WHERE’S JOHNNY? Social Security turns 81, despite the fact that Johnny Isakson tried to ruin it

Isakson argued that gambling seniors’ Social Security benefits on the stock market was something we should “encourage”; Wall Street would make billions in fees at the expense of seniors

ATLANTA – Yesterday marked 81 years since the Social Security Act was signed into law, and today the program is crucial to providing retirement security to over 1.1 million Georgia seniors and over 42 million seniors nationwide. But if Senator Johnny Isakson had his way, Georgians would see their Social Security benefits gambled on the stock market while Wall Street would make billions in fees paid by seniors.

“If it was up to Senator Isakson, over a million Georgia seniors would see their Social Security at risk all so Wall Street could make tens of billions in fees paid by those same seniors,” said Dave Hoffman, Jim Barksdale’s Campaign Manager. “Georgia needs a Senator who will stand apart from the crowd and not hurt the retirement security of our seniors.”

In his very first speech on the Senate floor, Isakson argued forcefully for privatizing Social Security as part of a plan the Center on Budget and Policy Priorities said “could lead to the unraveling of Social Security” and would result in a situation in which “millions of middle-income workers would receive little or no Social Security benefits in retirement.”

Yet Isakson said this was a debate “we should embrace” and a plan that “we should encourage.”

While seniors would be hurt if Isakson had his way, Wall Street would be a big winner.
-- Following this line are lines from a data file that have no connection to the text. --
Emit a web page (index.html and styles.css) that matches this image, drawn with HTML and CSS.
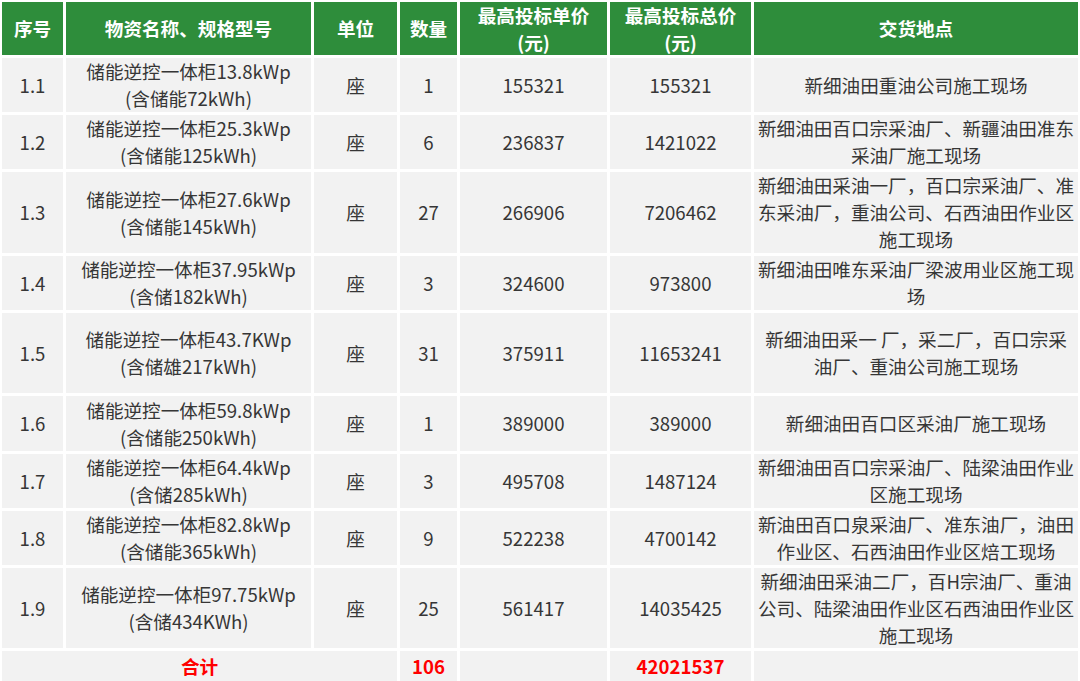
FILE: index.html
```html
<!DOCTYPE html>
<html lang="zh">
<head>
<meta charset="utf-8">
<title>储能逆控一体柜</title>
<link rel="stylesheet" href="styles.css">
</head>
<body>
<div class="sheet">
  <div class="cell head">序号</div>
  <div class="cell head">物资名称、规格型号</div>
  <div class="cell head">单位</div>
  <div class="cell head">数量</div>
  <div class="cell head">最高投标单价<br>(元)</div>
  <div class="cell head">最高投标总价<br>(元)</div>
  <div class="cell head">交货地点</div>

  <div class="cell">1.1</div>
  <div class="cell">储能逆控一体柜13.8kWp<br>(含储能72kWh)</div>
  <div class="cell">座</div>
  <div class="cell">1</div>
  <div class="cell">155321</div>
  <div class="cell">155321</div>
  <div class="cell">新细油田重油公司施工现场</div>

  <div class="cell">1.2</div>
  <div class="cell">储能逆控一体柜25.3kWp<br>(含储能125kWh)</div>
  <div class="cell">座</div>
  <div class="cell">6</div>
  <div class="cell">236837</div>
  <div class="cell">1421022</div>
  <div class="cell">新细油田百口宗采油厂、新疆油田准东<br>采油厂施工现场</div>

  <div class="cell">1.3</div>
  <div class="cell">储能逆控一体柜27.6kWp<br>(含储能145kWh)</div>
  <div class="cell">座</div>
  <div class="cell">27</div>
  <div class="cell">266906</div>
  <div class="cell">7206462</div>
  <div class="cell">新细油田采油一厂，百口宗采油厂、准<br>东采油厂，重油公司、石西油田作业区<br>施工现场</div>

  <div class="cell">1.4</div>
  <div class="cell">储能逆控一体柜37.95kWp<br>(含储182kWh)</div>
  <div class="cell">座</div>
  <div class="cell">3</div>
  <div class="cell">324600</div>
  <div class="cell">973800</div>
  <div class="cell">新细油田唯东采油厂梁波用业区施工现<br>场</div>

  <div class="cell">1.5</div>
  <div class="cell">储能逆控一体柜43.7KWp<br>(含储雄217kWh)</div>
  <div class="cell">座</div>
  <div class="cell">31</div>
  <div class="cell">375911</div>
  <div class="cell">11653241</div>
  <div class="cell">新细油田采一 厂，采二厂，百口宗采<br>油厂、重油公司施工现场</div>

  <div class="cell">1.6</div>
  <div class="cell">储能逆控一体柜59.8kWp<br>(含储能250kWh)</div>
  <div class="cell">座</div>
  <div class="cell">1</div>
  <div class="cell">389000</div>
  <div class="cell">389000</div>
  <div class="cell">新细油田百口区采油厂施工现场</div>

  <div class="cell">1.7</div>
  <div class="cell">储能逆控一体柜64.4kWp<br>(含储285kWh)</div>
  <div class="cell">座</div>
  <div class="cell">3</div>
  <div class="cell">495708</div>
  <div class="cell">1487124</div>
  <div class="cell">新细油田百口宗采油厂、陆梁油田作业<br>区施工现场</div>

  <div class="cell">1.8</div>
  <div class="cell">储能逆控一体柜82.8kWp<br>(含储能365kWh)</div>
  <div class="cell">座</div>
  <div class="cell">9</div>
  <div class="cell">522238</div>
  <div class="cell">4700142</div>
  <div class="cell">新油田百口泉采油厂、准东油厂，油田<br>作业区、石西油田作业区焙工现场</div>

  <div class="cell">1.9</div>
  <div class="cell">储能逆控一体柜97.75kWp<br>(含储434KWh)</div>
  <div class="cell">座</div>
  <div class="cell">25</div>
  <div class="cell">561417</div>
  <div class="cell">14035425</div>
  <div class="cell">新细油田采油二厂，百H宗油厂、重油<br>公司、陆梁油田作业区石西油田作业区<br>施工现场</div>

  <div class="cell total span3">合计</div>
  <div class="cell total">106</div>
  <div class="cell"></div>
  <div class="cell total">42021537</div>
  <div class="cell"></div>
</div>
</body>
</html>
```

FILE: styles.css
```css
html, body {
  margin: 0;
  padding: 0;
  background: #ffffff;
  overflow: hidden;
}

.sheet {
  display: grid;
  grid-template-columns: 61px 245px 83px 57px 147px 141px 324px;
  grid-template-rows: 53px 54px 54px 81px 54px 80px 55px 54px 54px 80px 30px;
  gap: 3px;
  padding: 2px 2px 0 2px;
  width: 1076px;
  font-family: "Noto Sans CJK SC", "Noto Sans", sans-serif;
  font-size: 18.6px;
  line-height: 27px;
  color: #363636;
}

.cell {
  background: #f2f2f2;
  display: flex;
  align-items: center;
  justify-content: center;
  text-align: center;
  white-space: nowrap;
  padding-bottom: 2px;
}

.head {
  background: #2e8d3b;
  color: #ffffff;
  font-weight: 700;
}

.total {
  color: #ff0000;
  font-weight: 700;
}

.span3 {
  grid-column: span 3;
}
```
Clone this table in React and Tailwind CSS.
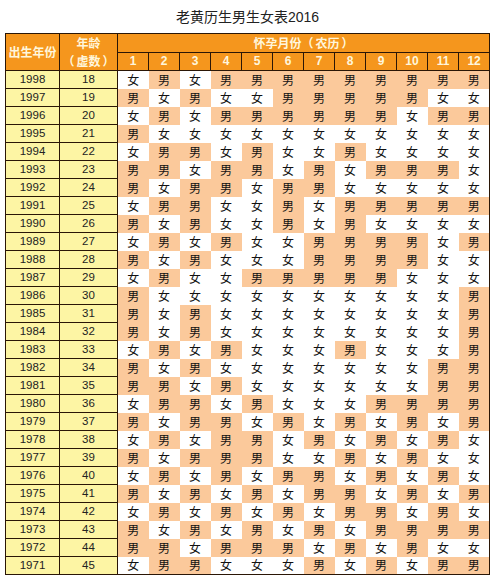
import React from "react";

const rows = [
  [1998, 18, "女男女男男男男男男男男男"],
  [1997, 19, "男女男女女男男男男男女女"],
  [1996, 20, "女男女男男男男男男女男男"],
  [1995, 21, "男女女女女女女女女女女女"],
  [1994, 22, "女男男女男女女男女女女女"],
  [1993, 23, "男男女男男女男女男男男女"],
  [1992, 24, "男女男男女男男女女女女女"],
  [1991, 25, "女男男女女男女男男男男男"],
  [1990, 26, "男女男女女男女男女女女女"],
  [1989, 27, "女男女男女女男男男男女男"],
  [1988, 28, "男女男女女女男男男男女女"],
  [1987, 29, "女男女女男男男男男女女女"],
  [1986, 30, "男女女女女女女女女女女男"],
  [1985, 31, "男女男女女女女女女女女男"],
  [1984, 32, "男女男女女女女女女女女男"],
  [1983, 33, "女男女男女女女男女女女男"],
  [1982, 34, "男女男女女女女女女女男男"],
  [1981, 35, "男男女男女女女女女女男男"],
  [1980, 36, "女男男女男女女女男男男男"],
  [1979, 37, "男女男男女男女男女男女男"],
  [1978, 38, "女男女男男女男女男女男女"],
  [1977, 39, "男女男男男女女男女男女女"],
  [1976, 40, "女男女男女男男女男女男女"],
  [1975, 41, "男女男女男女男男女男女男"],
  [1974, 42, "女男女男女男女男男女男女"],
  [1973, 43, "男女男女男女男女男男男男"],
  [1972, 44, "男男女男男男女男女男女女"],
  [1971, 45, "女男男女女女男女男女男男"],
];

const months = [1, 2, 3, 4, 5, 6, 7, 8, 9, 10, 11, 12];

export default function App() {
  return (
    <div className="w-[495px] h-[578px] bg-white overflow-hidden" style={{ fontFamily: '"Liberation Sans", "Noto Sans CJK SC", sans-serif' }}>
      <div className="h-[33px] flex items-center justify-center text-[14px] text-[#222] pt-[1px]">
        老黄历生男生女表2016
      </div>
      <table className="ml-[5px] border-collapse table-fixed w-[485px] border border-[#2a1606]">
        <colgroup>
          <col className="w-[54px]" />
          <col className="w-[58px]" />
          {months.map((m) => (
            <col key={m} className="w-[31px]" />
          ))}
        </colgroup>
        <thead>
          <tr className="h-[18px]">
            <th rowSpan={2} className="bg-[#f5961d] border border-[#2a1606] text-[#fff6dc] text-[12px] font-bold p-0 leading-none" style={{ fontFamily: '"Noto Sans CJK SC", sans-serif' }}>
              出生年份
            </th>
            <th rowSpan={2} className="bg-[#f5961d] border border-[#2a1606] text-[#fff6dc] text-[12px] font-bold p-0" style={{ fontFamily: '"Noto Sans CJK SC", sans-serif' }}>
              <div className="flex flex-col items-center leading-[18px]">
                <span>年龄</span>
                <span className="flex">
                  <span className="w-[12px] text-center">（</span>
                  <span className="px-[2px]">虚数</span>
                  <span className="w-[12px] text-center">）</span>
                </span>
              </div>
            </th>
            <th colSpan={12} className="bg-[#f5961d] border border-[#2a1606] text-[#fff6dc] text-[12px] font-bold p-0 leading-none" style={{ fontFamily: '"Noto Sans CJK SC", sans-serif' }}>
              <span className="inline-flex">
                <span>怀孕月份</span>
                <span className="w-[12px] text-center">（</span>
                <span className="px-[2px]">农历</span>
                <span className="w-[12px] text-center">）</span>
              </span>
            </th>
          </tr>
          <tr className="h-[18px]">
            {months.map((m) => (
              <th key={m} className="bg-[#f5961d] border border-[#2a1606] text-[#fff6dc] text-[12px] font-bold p-0 leading-none">
                {m}
              </th>
            ))}
          </tr>
        </thead>
        <tbody>
          {rows.map(([y, a, s]) => (
            <tr key={y} className="h-[18px]">
              <td className="bg-[#fdf5a4] border border-[#2a1606] text-center text-[11.5px] text-[#222] p-0 leading-none">{y}</td>
              <td className="bg-[#fdf5a4] border border-[#2a1606] text-center text-[11.5px] text-[#222] p-0 leading-none">{a}</td>
              {s.split("").map((c, i) => (
                <td
                  key={i}
                  className={
                    "text-center text-[12px] text-[#111] p-0 leading-none " +
                    (c === "男" ? "bg-[#fbc99b]" : "bg-white")
                  }
                  style={{ fontFamily: '"Noto Sans CJK SC", sans-serif' }}
                >
                  {c}
                </td>
              ))}
            </tr>
          ))}
        </tbody>
      </table>
    </div>
  );
}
The financial industry would have been set to receive as much as $39 billion in fees, much of which would come out of the pocket of seniors who would have to pay Wall Street to manage their retirement accounts.

With multiple public polls showing that Barksdale is within single digits, will Senator Isakson tell Georgians why he continues to vote against OUR SENIORS? ​

It’s been 13 days since Jim Barksdale challenged Senator Isakson to debates about the economy in each of Georgia’s primary media markets.